Update

Supreme Court rules against UK Government in MI6-CIA torture case

The UK Supreme Court has today unanimously rejected the government’s attempts to prevent a case brought by victims of a British-American ‘rendition’ operation from being heard.

All seven judges ruled that a claim brought by an anti-Gaddafi dissident and his wife – who was pregnant when the couple were kidnapped, abused and forcibly transferred to a Libyan prison in 2004 – should be heard.  Ministers had claimed that, because the operation was carried out jointly by MI6 and the CIA, it would be inappropriate for British courts to rule on activity which involved American officials – even if it involved kidnap, rendition and torture.

“In 72 hours, a would-be torturer will take the reins of Earth’s most powerful security state. So this case isn’t ‘just’ about history – the stakes couldn’t be higher.

 

“We enter the Trump era with not a soul held to account for Britain’s past role in rendition. No official has condemned Trump’s torture boasts. Our intelligence agencies may well be pressured to help America torture again.

 

“The government bought years of delay by wasting hundreds of thousands of pounds on this appeal, when a simple apology would have closed the case. Theresa May should apologise to this family, draw a line in the sand against torture, and restore British honour once and for all.”
Cori Crider, Reprieve lawyer for the rendition victims

Today’s ruling comes just days before the inauguration of Donald Trump as President, who promised on the campaign trail to revive the George W Bush-era torture programme, bringing back waterboarding “and a hell of a lot worse.”

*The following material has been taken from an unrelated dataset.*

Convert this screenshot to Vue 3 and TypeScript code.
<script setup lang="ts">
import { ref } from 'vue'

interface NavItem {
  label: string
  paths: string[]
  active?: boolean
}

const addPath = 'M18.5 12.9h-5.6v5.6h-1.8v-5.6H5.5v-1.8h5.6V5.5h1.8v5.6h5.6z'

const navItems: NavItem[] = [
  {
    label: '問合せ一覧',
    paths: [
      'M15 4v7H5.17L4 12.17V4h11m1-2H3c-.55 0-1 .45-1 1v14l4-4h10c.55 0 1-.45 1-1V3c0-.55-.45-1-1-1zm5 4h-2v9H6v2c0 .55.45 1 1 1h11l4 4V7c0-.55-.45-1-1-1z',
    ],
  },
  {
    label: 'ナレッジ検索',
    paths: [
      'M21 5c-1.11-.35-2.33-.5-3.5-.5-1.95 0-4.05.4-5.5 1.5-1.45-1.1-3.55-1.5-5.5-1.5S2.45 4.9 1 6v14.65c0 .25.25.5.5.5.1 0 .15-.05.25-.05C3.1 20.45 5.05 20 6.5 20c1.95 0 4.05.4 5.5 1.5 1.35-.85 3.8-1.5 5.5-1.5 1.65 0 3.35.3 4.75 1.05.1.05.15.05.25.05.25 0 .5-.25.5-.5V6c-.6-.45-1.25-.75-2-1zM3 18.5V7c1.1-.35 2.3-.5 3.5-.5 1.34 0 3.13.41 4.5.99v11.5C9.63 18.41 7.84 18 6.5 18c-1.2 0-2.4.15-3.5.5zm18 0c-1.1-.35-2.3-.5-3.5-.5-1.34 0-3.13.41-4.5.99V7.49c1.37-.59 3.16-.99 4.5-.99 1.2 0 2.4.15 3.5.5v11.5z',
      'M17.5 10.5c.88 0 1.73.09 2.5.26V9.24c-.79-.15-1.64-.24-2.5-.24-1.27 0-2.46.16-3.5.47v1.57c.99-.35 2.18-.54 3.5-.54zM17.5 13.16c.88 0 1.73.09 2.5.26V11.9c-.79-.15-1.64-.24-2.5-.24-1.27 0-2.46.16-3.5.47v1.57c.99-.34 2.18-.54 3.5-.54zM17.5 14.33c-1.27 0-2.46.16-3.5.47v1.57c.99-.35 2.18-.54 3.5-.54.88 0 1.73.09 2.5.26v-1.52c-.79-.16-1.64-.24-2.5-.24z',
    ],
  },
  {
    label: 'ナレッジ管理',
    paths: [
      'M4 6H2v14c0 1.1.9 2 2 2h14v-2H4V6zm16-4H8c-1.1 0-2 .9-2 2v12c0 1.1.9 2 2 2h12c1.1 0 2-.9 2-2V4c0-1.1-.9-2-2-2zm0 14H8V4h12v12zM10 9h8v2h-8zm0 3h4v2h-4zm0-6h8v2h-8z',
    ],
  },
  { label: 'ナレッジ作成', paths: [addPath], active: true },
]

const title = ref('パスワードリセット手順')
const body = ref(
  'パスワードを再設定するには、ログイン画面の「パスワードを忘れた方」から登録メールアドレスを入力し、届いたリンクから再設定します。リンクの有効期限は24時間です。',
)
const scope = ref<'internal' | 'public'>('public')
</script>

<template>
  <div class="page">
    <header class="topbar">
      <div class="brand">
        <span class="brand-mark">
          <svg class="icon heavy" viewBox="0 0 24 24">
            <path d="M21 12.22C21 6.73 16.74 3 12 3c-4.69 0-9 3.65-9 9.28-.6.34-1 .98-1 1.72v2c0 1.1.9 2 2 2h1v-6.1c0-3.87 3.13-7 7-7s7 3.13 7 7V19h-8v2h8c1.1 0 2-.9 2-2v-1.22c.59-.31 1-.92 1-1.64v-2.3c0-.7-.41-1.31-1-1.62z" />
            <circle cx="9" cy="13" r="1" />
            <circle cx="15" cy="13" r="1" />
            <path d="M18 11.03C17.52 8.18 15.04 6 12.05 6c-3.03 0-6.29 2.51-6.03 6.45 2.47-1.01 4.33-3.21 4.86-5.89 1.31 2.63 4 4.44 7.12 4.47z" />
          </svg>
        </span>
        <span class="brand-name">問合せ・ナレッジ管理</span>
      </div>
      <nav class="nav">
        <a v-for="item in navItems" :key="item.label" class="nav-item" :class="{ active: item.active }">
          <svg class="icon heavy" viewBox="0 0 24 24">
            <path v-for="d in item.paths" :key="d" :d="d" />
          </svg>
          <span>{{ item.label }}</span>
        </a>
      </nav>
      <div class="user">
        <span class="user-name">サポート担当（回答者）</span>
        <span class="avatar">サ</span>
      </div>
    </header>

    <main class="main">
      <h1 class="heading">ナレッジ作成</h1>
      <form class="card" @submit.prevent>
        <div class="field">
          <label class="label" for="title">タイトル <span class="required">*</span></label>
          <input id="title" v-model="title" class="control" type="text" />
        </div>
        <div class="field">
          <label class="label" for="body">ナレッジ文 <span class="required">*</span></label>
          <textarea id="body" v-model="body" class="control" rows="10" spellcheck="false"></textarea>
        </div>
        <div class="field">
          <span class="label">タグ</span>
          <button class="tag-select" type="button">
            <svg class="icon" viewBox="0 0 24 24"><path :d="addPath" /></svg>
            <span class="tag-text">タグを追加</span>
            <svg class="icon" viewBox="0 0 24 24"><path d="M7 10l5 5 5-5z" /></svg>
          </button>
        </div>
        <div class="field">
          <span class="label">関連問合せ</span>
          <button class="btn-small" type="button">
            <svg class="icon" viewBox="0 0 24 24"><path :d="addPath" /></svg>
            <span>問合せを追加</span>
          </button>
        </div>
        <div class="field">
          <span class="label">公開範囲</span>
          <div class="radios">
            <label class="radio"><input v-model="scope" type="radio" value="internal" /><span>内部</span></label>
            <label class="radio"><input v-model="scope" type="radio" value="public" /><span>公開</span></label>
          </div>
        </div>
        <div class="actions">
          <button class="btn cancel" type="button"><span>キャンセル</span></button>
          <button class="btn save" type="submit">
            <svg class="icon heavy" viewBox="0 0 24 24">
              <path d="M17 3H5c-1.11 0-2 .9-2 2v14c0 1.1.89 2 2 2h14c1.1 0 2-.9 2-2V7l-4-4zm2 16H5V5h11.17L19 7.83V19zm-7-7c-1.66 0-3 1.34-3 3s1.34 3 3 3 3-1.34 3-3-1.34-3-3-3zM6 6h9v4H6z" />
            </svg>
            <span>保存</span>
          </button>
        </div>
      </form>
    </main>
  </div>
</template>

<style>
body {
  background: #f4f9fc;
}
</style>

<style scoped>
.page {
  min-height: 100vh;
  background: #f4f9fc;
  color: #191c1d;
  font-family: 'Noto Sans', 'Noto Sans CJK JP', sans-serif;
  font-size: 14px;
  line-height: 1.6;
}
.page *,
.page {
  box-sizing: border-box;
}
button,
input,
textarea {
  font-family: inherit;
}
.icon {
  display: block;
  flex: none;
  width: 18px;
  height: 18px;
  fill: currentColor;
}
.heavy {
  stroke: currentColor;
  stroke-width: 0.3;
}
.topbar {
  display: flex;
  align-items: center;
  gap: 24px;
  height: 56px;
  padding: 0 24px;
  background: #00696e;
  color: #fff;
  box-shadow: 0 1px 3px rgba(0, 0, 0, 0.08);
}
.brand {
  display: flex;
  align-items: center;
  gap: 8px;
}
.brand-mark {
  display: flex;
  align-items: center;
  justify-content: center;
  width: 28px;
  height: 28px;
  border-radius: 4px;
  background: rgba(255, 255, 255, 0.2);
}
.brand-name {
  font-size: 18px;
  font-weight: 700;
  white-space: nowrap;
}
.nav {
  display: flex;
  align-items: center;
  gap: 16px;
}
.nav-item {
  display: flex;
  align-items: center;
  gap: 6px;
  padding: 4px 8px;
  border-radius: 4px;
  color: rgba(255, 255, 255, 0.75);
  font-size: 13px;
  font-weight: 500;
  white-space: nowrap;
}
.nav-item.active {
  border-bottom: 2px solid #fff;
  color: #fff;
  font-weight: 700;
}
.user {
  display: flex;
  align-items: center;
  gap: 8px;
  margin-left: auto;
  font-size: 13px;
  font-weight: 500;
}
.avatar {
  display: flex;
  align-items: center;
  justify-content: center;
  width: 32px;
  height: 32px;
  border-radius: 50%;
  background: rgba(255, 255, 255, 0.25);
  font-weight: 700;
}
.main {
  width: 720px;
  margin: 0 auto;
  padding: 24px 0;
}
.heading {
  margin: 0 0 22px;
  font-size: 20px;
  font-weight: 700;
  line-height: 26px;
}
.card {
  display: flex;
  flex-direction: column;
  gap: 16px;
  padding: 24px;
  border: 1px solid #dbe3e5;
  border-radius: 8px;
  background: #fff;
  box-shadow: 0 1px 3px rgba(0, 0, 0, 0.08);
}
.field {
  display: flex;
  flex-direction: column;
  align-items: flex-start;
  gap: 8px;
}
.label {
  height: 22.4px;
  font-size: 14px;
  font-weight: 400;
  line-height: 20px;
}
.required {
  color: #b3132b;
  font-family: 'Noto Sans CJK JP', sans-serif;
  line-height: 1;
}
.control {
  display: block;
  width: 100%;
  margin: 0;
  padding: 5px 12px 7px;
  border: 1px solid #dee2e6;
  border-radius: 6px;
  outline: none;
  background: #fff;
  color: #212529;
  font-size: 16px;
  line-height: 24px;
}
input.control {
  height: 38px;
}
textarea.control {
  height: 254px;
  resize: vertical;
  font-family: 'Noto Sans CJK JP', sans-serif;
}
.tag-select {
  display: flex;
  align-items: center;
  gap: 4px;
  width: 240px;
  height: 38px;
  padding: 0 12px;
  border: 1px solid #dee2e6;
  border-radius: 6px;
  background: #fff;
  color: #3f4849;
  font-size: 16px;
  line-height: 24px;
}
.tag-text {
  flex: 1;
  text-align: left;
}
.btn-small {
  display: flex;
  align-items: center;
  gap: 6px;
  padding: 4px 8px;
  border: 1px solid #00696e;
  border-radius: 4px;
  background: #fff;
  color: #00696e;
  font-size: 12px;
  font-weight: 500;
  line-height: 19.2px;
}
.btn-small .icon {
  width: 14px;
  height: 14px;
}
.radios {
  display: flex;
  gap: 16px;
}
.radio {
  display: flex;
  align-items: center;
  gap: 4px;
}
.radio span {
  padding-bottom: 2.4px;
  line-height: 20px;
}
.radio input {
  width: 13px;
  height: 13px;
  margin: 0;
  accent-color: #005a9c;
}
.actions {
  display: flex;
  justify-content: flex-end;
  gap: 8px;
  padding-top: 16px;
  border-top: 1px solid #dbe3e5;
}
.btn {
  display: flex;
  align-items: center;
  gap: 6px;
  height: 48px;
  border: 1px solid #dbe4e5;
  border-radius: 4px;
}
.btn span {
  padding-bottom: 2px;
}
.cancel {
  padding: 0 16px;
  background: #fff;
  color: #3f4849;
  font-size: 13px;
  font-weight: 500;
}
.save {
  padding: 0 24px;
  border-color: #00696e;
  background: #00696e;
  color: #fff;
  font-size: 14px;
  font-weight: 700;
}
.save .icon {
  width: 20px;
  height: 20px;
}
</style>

The rendition victims, Fatima Boudchar and Abdul-Hakim Belhaj, have offered to drop their claim in return for an apology and a token payment of £1 from each of the defendants – the UK Government and its agencies; Jack Straw, who was Foreign Secretary at the time; and Sir Mark Allen, a senior MI6 official who took credit for the operation in correspondence sent to Gaddafi’s spy chief Moussa Koussa. Sir Mark’s correspondence came to light in the wake of the fall of Gaddafi in 2011.

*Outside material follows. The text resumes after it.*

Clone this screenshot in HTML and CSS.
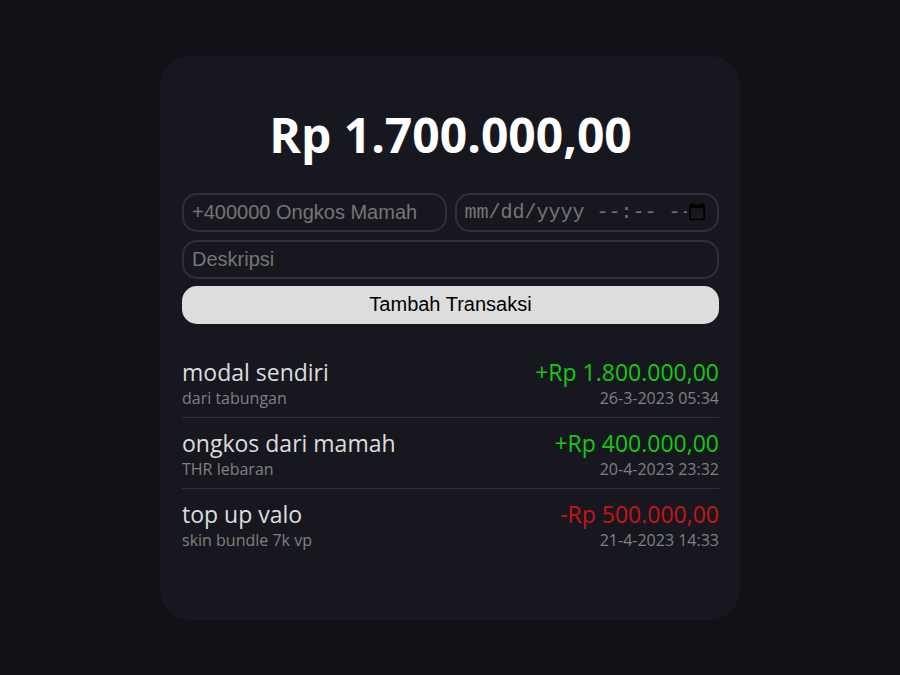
FILE: index.html
```html
<!DOCTYPE html>
<html lang="id">
<head>
<meta charset="utf-8">
<meta name="viewport" content="width=device-width, initial-scale=1">
<title>Transaksi</title>
<link rel="stylesheet" href="styles.css">
</head>
<body>
<main class="card">
  <h1 class="balance">Rp 1.700.000,00</h1>
  <form class="form">
    <div class="fields">
      <div class="form-row">
        <input class="field" type="text" aria-label="Transaksi" placeholder="+400000 Ongkos Mamah">
        <div class="date">
          <input class="field field-date" id="date" type="datetime-local" aria-label="Tanggal">
          <label class="date-hint" for="date">mm/dd/yyyy --:-- --</label>
        </div>
      </div>
      <input class="field" type="text" aria-label="Deskripsi" placeholder="Deskripsi">
    </div>
    <button class="submit" type="submit">Tambah Transaksi</button>
  </form>
  <ul class="list">
    <li class="item">
      <div class="line"><span>modal sendiri</span><span class="income">+Rp 1.800.000,00</span></div>
      <div class="line detail"><span>dari tabungan</span><time>26-3-2023 05:34</time></div>
    </li>
    <li class="item">
      <div class="line"><span>ongkos dari mamah</span><span class="income">+Rp 400.000,00</span></div>
      <div class="line detail"><span>THR lebaran</span><time>20-4-2023 23:32</time></div>
    </li>
    <li class="item">
      <div class="line"><span>top up valo</span><span class="expense">-Rp 500.000,00</span></div>
      <div class="line detail"><span>skin bundle 7k vp</span><time>21-4-2023 14:33</time></div>
    </li>
  </ul>
</main>
</body>
</html>
```
FILE: styles.css
```css
* { box-sizing: border-box; }
body {
  margin: 0;
  min-height: 100vh;
  display: flex;
  align-items: center;
  justify-content: center;
  background: #111217;
  color: #ddd;
  font-family: "Segoe UI", "Open Sans", "Noto Sans", sans-serif;
}
.card {
  width: 100%;
  max-width: 580px;
  padding: 46px 21px 61px 22px;
  border-radius: 30px;
  background: #17181f;
}
.balance {
  margin: 0 0 26px;
  color: #fff;
  font-size: 48px;
  line-height: 65px;
  text-align: center;
}
.form { display: grid; gap: 7px; }
.fields { display: grid; gap: 8px; }
.form-row { display: grid; grid-template-columns: repeat(2, minmax(0, 1fr)); gap: 8px; }
.field {
  width: 100%;
  min-width: 0;
  height: 39px;
  padding: 0 8px;
  border: 2px solid #30303c;
  border-radius: 15px;
  background: transparent;
  color: #757575;
  font: 20px "Liberation Sans", sans-serif;
}
.field::placeholder { color: #757575; }
.date { position: relative; }
.field-date { display: block; }
.field-date:not(:focus)::-webkit-datetime-edit { opacity: 0; }
.date-hint {
  position: absolute;
  inset: 2px 32px 2px 10px;
  overflow: hidden;
  color: #757575;
  font: 20px/35px "Liberation Mono", monospace;
  white-space: nowrap;
  pointer-events: none;
}
.field-date:focus + .date-hint { display: none; }
.submit {
  height: 38px;
  border: 0;
  border-radius: 15px;
  background: #ddd;
  color: #000;
  font: 20px "Liberation Sans", sans-serif;
}
.list { margin: 23px 0 0; padding: 0; list-style: none; }
.item { padding: 10px 0 9px; }
.item + .item { border-top: 1px solid #30303c; }
.line { display: flex; justify-content: space-between; font-size: 23px; line-height: 31px; }
.detail { color: #808080; font-size: 16px; line-height: 20px; }
.income { color: #14c814; }
.expense { color: #c81414; }
```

The UK Government has never acknowledged its role in the CIA’s rendition programme under President Bush – despite significant evidence of that role already being in the public domain. Unlike the US – where President Obama has admitted that “we tortured some folks,” and the Senate has published parts of a major report into CIA torture – there has been no public accountability in the UK.

In 2012, the British Government settled a similar claim relating to the kidnap and rendition to Libya of a family including four children aged twelve and under, but has consistently refused to apologise.  Ministers have instead spent hundreds of thousands of pounds in legal costs trying to prevent the Libyan rendition cases ever being heard – despite the victims in today’s case having offered to settle in return for an apology.